A heuristic is said to be admissible if it provably finds the (joint) shortest path to the goal where it exists.
Breadth-first search is admissible, but impractical.

Algorithm A

Algorithm A: Best-first heuristic search with this heuristic evaluation function:

f(n) = g(n) + h(n)
where g(n) = distance from start state to state n along current, known path (haven't yet searched other paths, may find there are multiple different ways to get to n)
h(n) = heuristic estimated distance from n to goal

Consider:

f^*(n) = g^*(n) + h^*(n)
where g^*(n) = minimum distance from start state to state n along any path
h^*(n) = actual, minimum distance from n to goal along any path

Best-first search with f^* is admissible.
But we do not know f^* (it would be an "oracle").
We want f to be as close to f^* as possible.

Note that g(n) may be too high - it may not have found the shortest path to n.

For all A algorithms: g(n) ≥ g^*(n) for all n.

A* search algorithm

An A^* algorithm is algorithm A where h(n) ≤ h^*(n) for all n.

i.e.

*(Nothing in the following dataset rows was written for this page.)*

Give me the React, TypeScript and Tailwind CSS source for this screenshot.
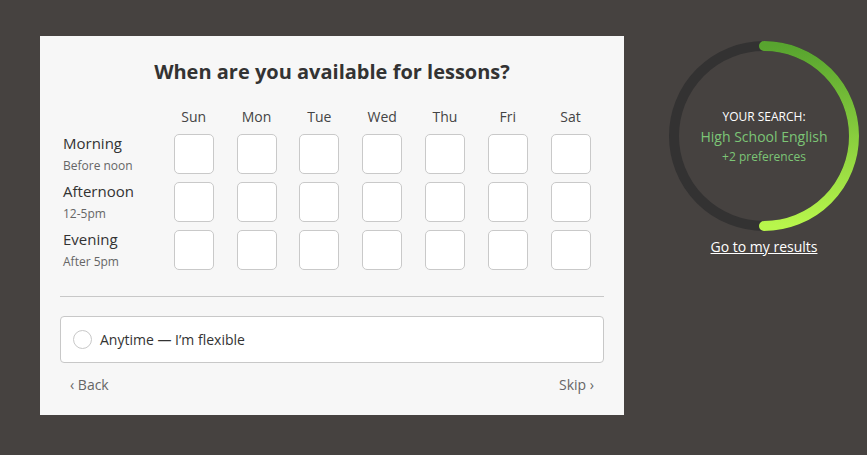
const days = ["Sun", "Mon", "Tue", "Wed", "Thu", "Fri", "Sat"];

const slots = [
  { label: "Morning", hint: "Before noon" },
  { label: "Afternoon", hint: "12-5pm" },
  { label: "Evening", hint: "After 5pm" },
];

function SearchRing() {
  return (
    <svg width="200" height="200" viewBox="0 0 200 200" aria-hidden="true">
      <defs>
        <linearGradient id="ring" x1="0" y1="10" x2="0" y2="190" gradientUnits="userSpaceOnUse">
          <stop offset="0" stopColor="#58a42f" />
          <stop offset="1" stopColor="#b8f64c" />
        </linearGradient>
      </defs>
      <circle cx="100" cy="100" r="90" fill="none" stroke="#333232" strokeWidth="10" />
      <path
        d="M100 10 A90 90 0 0 1 100 190"
        fill="none"
        stroke="url(#ring)"
        strokeWidth="10"
        strokeLinecap="round"
      />
    </svg>
  );
}

export default function App() {
  return (
    <div
      className="flex min-h-[455px] bg-[#464240] pl-10 pt-9"
      style={{ fontFamily: '"Open Sans", "Noto Sans", sans-serif' }}
    >
      <div className="flex h-[379px] w-[584px] flex-col bg-[#f7f7f7] px-5 pt-[22px] pb-5">
        <h1 className="text-center text-[20px] leading-7 font-bold text-[#333]">
          When are you available for lessons?
        </h1>

        <div className="mt-[21px] grid grid-cols-[91px_repeat(7,40px)] gap-x-[22.8px] gap-y-2">
          <div className="h-[19px]" />
          {days.map((day) => (
            <div key={day} className="h-[19px] text-center text-[14px] leading-5 text-[#444]">
              {day}
            </div>
          ))}
          {slots.map((slot) => (
            <div key={slot.label} className="contents">
              <div className="h-10 pl-[3px]">
                <div className="-mt-px text-[15px] leading-5 text-[#333]">{slot.label}</div>
                <div className="mt-1 text-[12px] leading-[18px] whitespace-nowrap text-[#666]">
                  {slot.hint}
                </div>
              </div>
              {days.map((day) => (
                <button
                  key={day}
                  className="h-10 w-10 rounded-[5px] border border-[#c9c9c9] bg-white"
                />
              ))}
            </div>
          ))}
        </div>

        <div className="mt-[26px] h-px bg-[#c8c8c8]" />

        <label className="mt-[19px] flex h-[47px] items-center gap-2 rounded-[4px] border border-[#c8c8c8] bg-white pl-3">
          <span className="h-[19px] w-[19px] rounded-full border border-[#c8c8c8] bg-white" />
          <span className="text-[14px] text-[#333]">Anytime — I’m flexible</span>
        </label>

        <div className="mt-3 flex justify-between px-2.5 text-[14px] leading-5 text-[#666]">
          <span>‹ Back</span>
          <span>Skip ›</span>
        </div>
      </div>

      <div className="ml-10 flex flex-col items-center">
        <div className="relative">
          <SearchRing />
          <div className="absolute inset-0 flex flex-col items-center justify-center pt-0.5">
            <div className="text-[12px] leading-5 text-white">YOUR SEARCH:</div>
            <div className="text-[14px] leading-5 text-[#7cc576]">High School English</div>
            <div className="text-[12px] leading-5 text-[#7cc576]">+2 preferences</div>
          </div>
        </div>
        <a href="#" className="mt-px text-[14px] leading-5 text-white underline">
          Go to my results
        </a>
      </div>
    </div>
  );
}
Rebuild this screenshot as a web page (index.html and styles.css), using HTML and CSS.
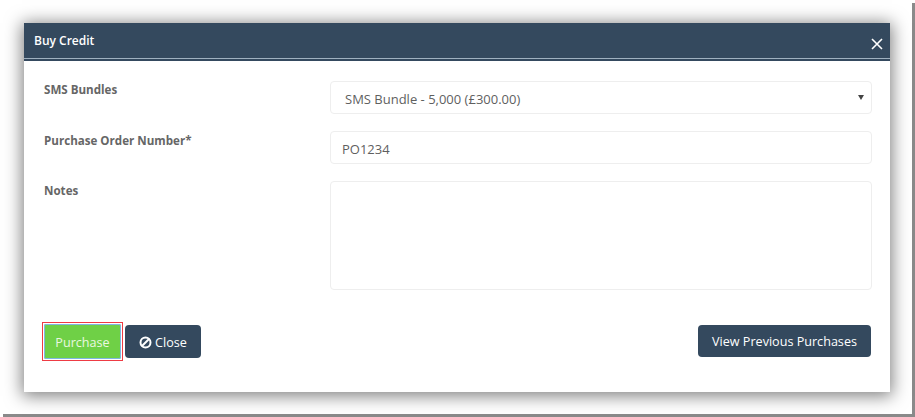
FILE: index.html
```html
<!DOCTYPE html>
<html lang="en">
<head>
<meta charset="utf-8">
<title>Buy Credit</title>
<link rel="stylesheet" href="styles.css">
</head>
<body>
<div class="frame">
  <div class="modal">
    <header class="modal-header">
      <h1 class="modal-title">Buy Credit</h1>
      <svg class="close-x" width="12" height="12" viewBox="0 0 12 12" aria-label="Close"><path d="M1 1L11 11M11 1L1 11" stroke="#fff" stroke-width="1.6" fill="none"/></svg>
    </header>
    <div class="modal-body">
      <div class="row row-select">
        <label class="label">SMS Bundles</label>
        <div class="field field-select"><span class="value">SMS Bundle - 5,000 (£300.00)</span><span class="caret"></span></div>
      </div>
      <div class="row row-input">
        <label class="label label-low">Purchase Order Number*</label>
        <div class="field field-input"><span class="value">PO1234</span></div>
      </div>
      <div class="row row-notes">
        <label class="label label-low">Notes</label>
        <div class="field field-notes"></div>
      </div>
    </div>
    <footer class="modal-footer">
      <div class="actions">
        <span class="highlight"><button class="btn btn-green">Purchase</button></span>
        <button class="btn btn-dark btn-close"><svg width="13" height="13" viewBox="0 0 13 13"><circle cx="6.5" cy="6.5" r="5" stroke="#fff" stroke-width="2" fill="none"/><path d="M3 10L10 3" stroke="#fff" stroke-width="2"/></svg>Close</button>
      </div>
      <button class="btn btn-dark btn-view">View Previous Purchases</button>
    </footer>
  </div>
</div>
</body>
</html>
```
FILE: styles.css
```css
* { box-sizing: border-box; }
html, body { margin: 0; height: 100%; background: #fff; }
body { font-family: "Open Sans", "Noto Sans", sans-serif; overflow: hidden; padding: 3px 0 0 3px; }
.frame {
  width: 912px; height: 414px;
  padding: 20px 22px 22px 21px;
  border-right: 3px solid #8a8a8a;
  border-bottom: 3px solid #8a8a8a;
  background: #fff;
}
.modal {
  width: 866px; height: 369px;
  background: #fff;
  box-shadow: 0 2px 16px 2px rgba(0,0,0,.5);
  display: flex; flex-direction: column;
}
.modal-header {
  height: 38px;
  background: #34495e;
  border-bottom: 2px solid #34495e;
  box-shadow: inset 0 -3px 0 -2px #9fb0bf;
  display: flex; align-items: center; justify-content: space-between;
  padding: 0 7px 0 10px;
}
.modal-title { margin: 0 0 1px; font-size: 12px; font-weight: 600; color: #fff; }
.close-x { margin-top: 5px; }
.modal-body { padding: 20px 18px 0 19px; display: flex; flex-direction: column; }
.row { display: flex; }
.row-select { height: 50px; }
.row-input { height: 50px; }
.label { width: 287px; flex: none; padding: 1px 0 0 1px; font-size: 11.6px; font-weight: 700; color: #666; }
.label-low { padding-top: 2px; }
.field {
  flex: 1;
  border: 1px solid #eeeeee;
  border-radius: 4px;
  font-size: 13px;
  color: #5f5f5f;
  display: flex; align-items: center;
}
.value { padding-top: 2px; }
.field-select { height: 33px; padding: 0 7px 0 14px; justify-content: space-between; }
.field-input { height: 33px; padding: 0 11px; }
.field-notes { height: 109px; }
.caret { width: 0; height: 0; border-left: 3px solid transparent; border-right: 3px solid transparent; border-top: 5px solid #444; }
.modal-footer {
  margin-top: 35px;
  padding: 0 19px 0 18px;
  display: flex; justify-content: space-between; align-items: flex-start;
}
.actions { display: flex; align-items: flex-start; gap: 2px; }
.highlight { display: block; border: 1px solid #ee3b44; padding: 1px; margin-top: -3px; }
.btn {
  font-family: inherit; font-size: 12.6px; color: #fff; border: 0; border-radius: 4px;
  height: 33px; padding: 1px 0 0; display: flex; align-items: center; justify-content: center;
}
.btn-green { width: 77px; height: 35px; background: #6fd046; color: #eaf8e0; border-radius: 2px; box-shadow: 0 0 0 1px #7fb7e0 inset; }
.btn-dark { background: #34495e; }
.btn-close { width: 76px; gap: 3px; }
.btn-view { width: 173px; height: 32px; }
```
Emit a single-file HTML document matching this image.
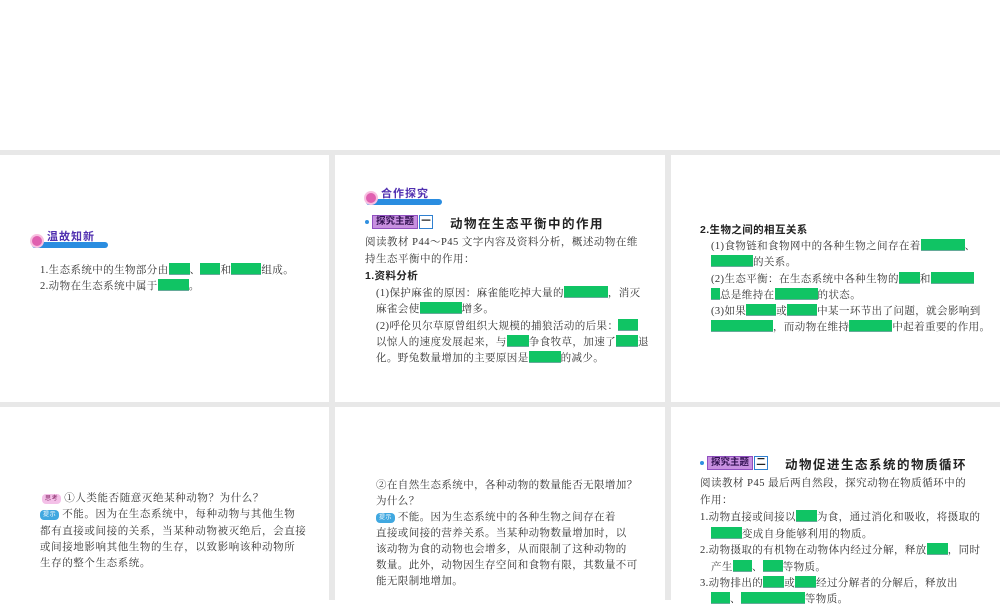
<!DOCTYPE html>
<html><head><meta charset="utf-8"><style>
*{margin:0;padding:0;box-sizing:border-box}
body{width:1000px;height:600px;background:#fff;position:relative;overflow:hidden;font-family:"Liberation Serif","Noto Serif CJK SC",serif;color:#333}
.bg{position:absolute;left:0;top:150px;width:1000px;height:450px;background:#e8e8e8}
.p{position:absolute;background:#fff}
.l{position:absolute;font-size:10.5px;line-height:14px;white-space:nowrap;letter-spacing:0.4px}
.b{font-family:"Liberation Sans","Noto Sans CJK SC",sans-serif;font-weight:bold;color:#222}
.g{display:inline-block;height:12px;background:#10c464;vertical-align:-2px;border-bottom:1px solid #6a9}
.hd{position:absolute;height:16px}
.hd .bar{position:absolute;left:2px;top:11px;height:6px;background:#2a8de0;border-radius:3px}
.hd .c{position:absolute;left:0;top:3px;width:14px;height:14px;border-radius:50%;background:#e060b0;border:2px solid #f8c0e0}
.hd .t{position:absolute;left:17px;top:-3px;font-size:11px;font-weight:bold;color:#5030b0;font-family:"Liberation Sans","Noto Sans CJK SC",sans-serif;letter-spacing:1px}
.tag{position:absolute;height:14px;font-size:9.5px;font-family:"Liberation Sans","Noto Sans CJK SC",sans-serif;font-weight:bold}
.tag .a{position:absolute;left:0;top:0;width:46px;height:14px;background:#c890e0;border:1px solid #9050c0;color:#301050;text-align:center;line-height:12px;white-space:nowrap}
.tag .n{position:absolute;left:47px;top:0;width:14px;height:14px;border:1.5px solid #3080d0;text-align:center;line-height:11px;color:#222}
.tag .d{position:absolute;left:-7px;top:5px;width:4px;height:4px;border-radius:50%;background:#3090e0}
.ti{position:absolute;font-size:12.5px;font-weight:bold;font-family:"Liberation Sans","Noto Sans CJK SC",sans-serif;letter-spacing:1.5px;color:#222}
.sk{display:inline-block;font-size:6px;line-height:8px;font-family:"Liberation Sans","Noto Sans CJK SC",sans-serif;padding:1px 3px;border-radius:4px;vertical-align:1px;margin-right:3px}
</style></head><body>
<div class="bg"></div>
<div class="p" style="left:0;top:155px;width:329px;height:247px"></div>
<div class="p" style="left:335px;top:155px;width:330px;height:247px"></div>
<div class="p" style="left:671px;top:155px;width:329px;height:247px"></div>
<div class="p" style="left:0;top:407px;width:329px;height:193px"></div>
<div class="p" style="left:335px;top:407px;width:330px;height:193px"></div>
<div class="p" style="left:671px;top:407px;width:329px;height:193px"></div>

<!-- panel 1 -->
<div class="hd" style="left:30px;top:231px;width:78px"><div class="bar" style="width:76px"></div><div class="c"></div><div class="t">温故知新</div></div>
<div class="l" style="left:40px;top:263px">1.生态系统中的生物部分由<span class="g" style="width:21px"></span>、<span class="g" style="width:20px"></span>和<span class="g" style="width:30px"></span>组成。</div>
<div class="l" style="left:40px;top:279px">2.动物在生态系统中属于<span class="g" style="width:31px"></span>。</div>

<!-- panel 2 -->
<div class="hd" style="left:364px;top:188px;width:78px"><div class="bar" style="width:76px"></div><div class="c"></div><div class="t">合作探究</div></div>
<div class="tag" style="left:372px;top:215px"><div class="d"></div><div class="a">探究主题</div><div class="n">一</div></div>
<div class="ti" style="left:450px;top:213px">动物在生态平衡中的作用</div>
<div class="l" style="left:365px;top:236px;letter-spacing:0.5px">阅读教材 P44～P45 文字内容及资料分析，概述动物在维</div>
<div class="l" style="left:365px;top:253px;letter-spacing:0.5px">持生态平衡中的作用：</div>
<div class="l b" style="left:365px;top:269px">1.资料分析</div>
<div class="l" style="left:376px;top:286px">(1)保护麻雀的原因：麻雀能吃掉大量的<span class="g" style="width:44px"></span>，消灭</div>
<div class="l" style="left:376px;top:302px">麻雀会使<span class="g" style="width:42px"></span>增多。</div>
<div class="l" style="left:376px;top:319px">(2)呼伦贝尔草原曾组织大规模的捕狼活动的后果：<span class="g" style="width:20px"></span></div>
<div class="l" style="left:376px;top:335px">以惊人的速度发展起来，与<span class="g" style="width:22px"></span>争食牧草，加速了<span class="g" style="width:22px"></span>退</div>
<div class="l" style="left:376px;top:351px">化。野兔数量增加的主要原因是<span class="g" style="width:32px"></span>的减少。</div>

<!-- panel 3 -->
<div class="l b" style="left:700px;top:223px">2.生物之间的相互关系</div>
<div class="l" style="left:711px;top:239px">(1)食物链和食物网中的各种生物之间存在着<span class="g" style="width:44px"></span>、</div>
<div class="l" style="left:711px;top:255px"><span class="g" style="width:42px"></span>的关系。</div>
<div class="l" style="left:711px;top:272px">(2)生态平衡：在生态系统中各种生物的<span class="g" style="width:21px"></span>和<span class="g" style="width:43px"></span></div>
<div class="l" style="left:711px;top:288px"><span class="g" style="width:9px"></span>总是维持在<span class="g" style="width:43px"></span>的状态。</div>
<div class="l" style="left:711px;top:304px">(3)如果<span class="g" style="width:30px"></span>或<span class="g" style="width:30px"></span>中某一环节出了问题，就会影响到</div>
<div class="l" style="left:711px;top:320px"><span class="g" style="width:62px"></span>，而动物在维持<span class="g" style="width:43px"></span>中起着重要的作用。</div>

<!-- panel 4 -->
<div class="l" style="left:42px;top:492px;letter-spacing:0.6px"><span class="sk" style="background:#f4c0e8;color:#802060">思考</span>①人类能否随意灭绝某种动物？为什么？</div>
<div class="l" style="left:40px;top:508px;letter-spacing:0.6px"><span class="sk" style="background:#40a8e0;color:#fff">提示</span>不能。因为在生态系统中，每种动物与其他生物</div>
<div class="l" style="left:40px;top:525px;letter-spacing:0.6px">都有直接或间接的关系，当某种动物被灭绝后，会直接</div>
<div class="l" style="left:40px;top:541px;letter-spacing:0.6px">或间接地影响其他生物的生存，以致影响该种动物所</div>
<div class="l" style="left:40px;top:557px;letter-spacing:0.6px">生存的整个生态系统。</div>

<!-- panel 5 -->
<div class="l" style="left:376px;top:479px;letter-spacing:0.4px">②在自然生态系统中，各种动物的数量能否无限增加？</div>
<div class="l" style="left:376px;top:495px;letter-spacing:0.4px">为什么？</div>
<div class="l" style="left:376px;top:511px;letter-spacing:0.4px"><span class="sk" style="background:#40a8e0;color:#fff">提示</span>不能。因为生态系统中的各种生物之间存在着</div>
<div class="l" style="left:376px;top:527px;letter-spacing:0.4px">直接或间接的营养关系。当某种动物数量增加时，以</div>
<div class="l" style="left:376px;top:543px;letter-spacing:0.4px">该动物为食的动物也会增多，从而限制了这种动物的</div>
<div class="l" style="left:376px;top:559px;letter-spacing:0.4px">数量。此外，动物因生存空间和食物有限，其数量不可</div>
<div class="l" style="left:376px;top:575px;letter-spacing:0.4px">能无限制地增加。</div>

<!-- panel 6 -->
<div class="tag" style="left:707px;top:456px"><div class="d"></div><div class="a">探究主题</div><div class="n">二</div></div>
<div class="ti" style="left:785px;top:454px">动物促进生态系统的物质循环</div>
<div class="l" style="left:700px;top:477px;letter-spacing:0.5px">阅读教材 P45 最后两自然段，探究动物在物质循环中的</div>
<div class="l" style="left:700px;top:494px;letter-spacing:0.5px">作用：</div>
<div class="l" style="left:700px;top:510px">1.动物直接或间接以<span class="g" style="width:21px"></span>为食，通过消化和吸收，将摄取的</div>
<div class="l" style="left:711px;top:527px"><span class="g" style="width:31px"></span>变成自身能够利用的物质。</div>
<div class="l" style="left:700px;top:543px">2.动物摄取的有机物在动物体内经过分解，释放<span class="g" style="width:21px"></span>，同时</div>
<div class="l" style="left:711px;top:560px">产生<span class="g" style="width:19px"></span>、<span class="g" style="width:20px"></span>等物质。</div>
<div class="l" style="left:700px;top:576px">3.动物排出的<span class="g" style="width:21px"></span>或<span class="g" style="width:21px"></span>经过分解者的分解后，释放出</div>
<div class="l" style="left:711px;top:592px"><span class="g" style="width:19px"></span>、<span class="g" style="width:64px"></span>等物质。</div>
</body></html>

All states have a worse distance to goal than predicted, or equal, but never better.
h is always too optimistic.
h(n) = 0 for all n, for example.

Theorem: All A^* algorithms are admissible.
Proof: See here.
Roughly: When A* terminates, it has by definition found a path whose actual cost is lower than the estimated cost of any path through any unsearched node. But since those estimates are all optimistic (real cost will be equal or higher), A* can ignore those nodes.

Discussion

Q. But this means you just set h(n) = 0 for all n, and you have an admissible algorithm that will guarantee to find shortest path!
A. Exactly! You have just defined breadth-first search. f(n) = g(n) + 0.
Breadth-first is an A^* algorithm. Problem is it takes too long.

The trick is to find a non-zero h(n) that will prune the search, but that is still always an underestimate.

The states searched by any A^* algorithm will be a subset of the states searched by breadth-first.

Example

8-puzzle.
Examples of A^* algorithms:

h(n) = 0
h(n) = no. of pieces out of place (will need this no. of moves or more)

Shows that it may not be hard to find a non-zero h(n) that is still always optimistic. Then you have an algorithm guaranteed to find optimal path (eventually).
Obviously some h(n)'s are better (weed more states) than others.

4.3.3 Informedness

When is one heuristic better than another?

Imagine we have two A^* heuristics.
h₁(n) ≤ h^*(n) for all n.
h₂(n) ≤ h^*(n) for all n.

If h₁(n) ≤ h₂(n) for all n, we say that heuristic h₂ is more informed (i.e. better) than h₁

But still need h₂(n) ≤ h^*(n) for all n.

Example

With 8-puzzle, where h₁ = 0 (breadth-first), h₂ = no. of tiles out of place:

h₁(n) ≤ h₂(n) ≤ h^*(n) for all n

h₂ is more informed (better) than h₁

h₂ searches only a subset of the states searched by h₁
Image courtesy of Ralph Morelli.
See Luger Fig 4.18
h₁ searches all states shown. h₂ searches shaded area.

One can imagine a sequence of search spaces, each smaller than the previous one, converging on the optimal solution.

4.5 Complexity issues

Heuristic prunes state space.
But heuristic itself may take non-trivial time to compute, if it is complex.
Time to compute heuristic for every state may waste all the time saved by pruning the space. Trade-off.

Luger Fig 4.28
"Control strategy cost" = Cost of calculating heuristic.
"Rule application cost" = Number of states searched.

LHS - Simple heuristic. Quick to calculate heuristic. But doesn't prune much - huge space to search.
RHS - Good heuristic. Cuts space. But calculating heuristic takes time.
Trade-off - Find middle point where computational cost of problem solving is lowest.

Beam search

Beam search: Reduce space to be searched in best-first.
Fixed size OPEN list.
Only keep the n most promising (according to heuristic) unvisited states on OPEN.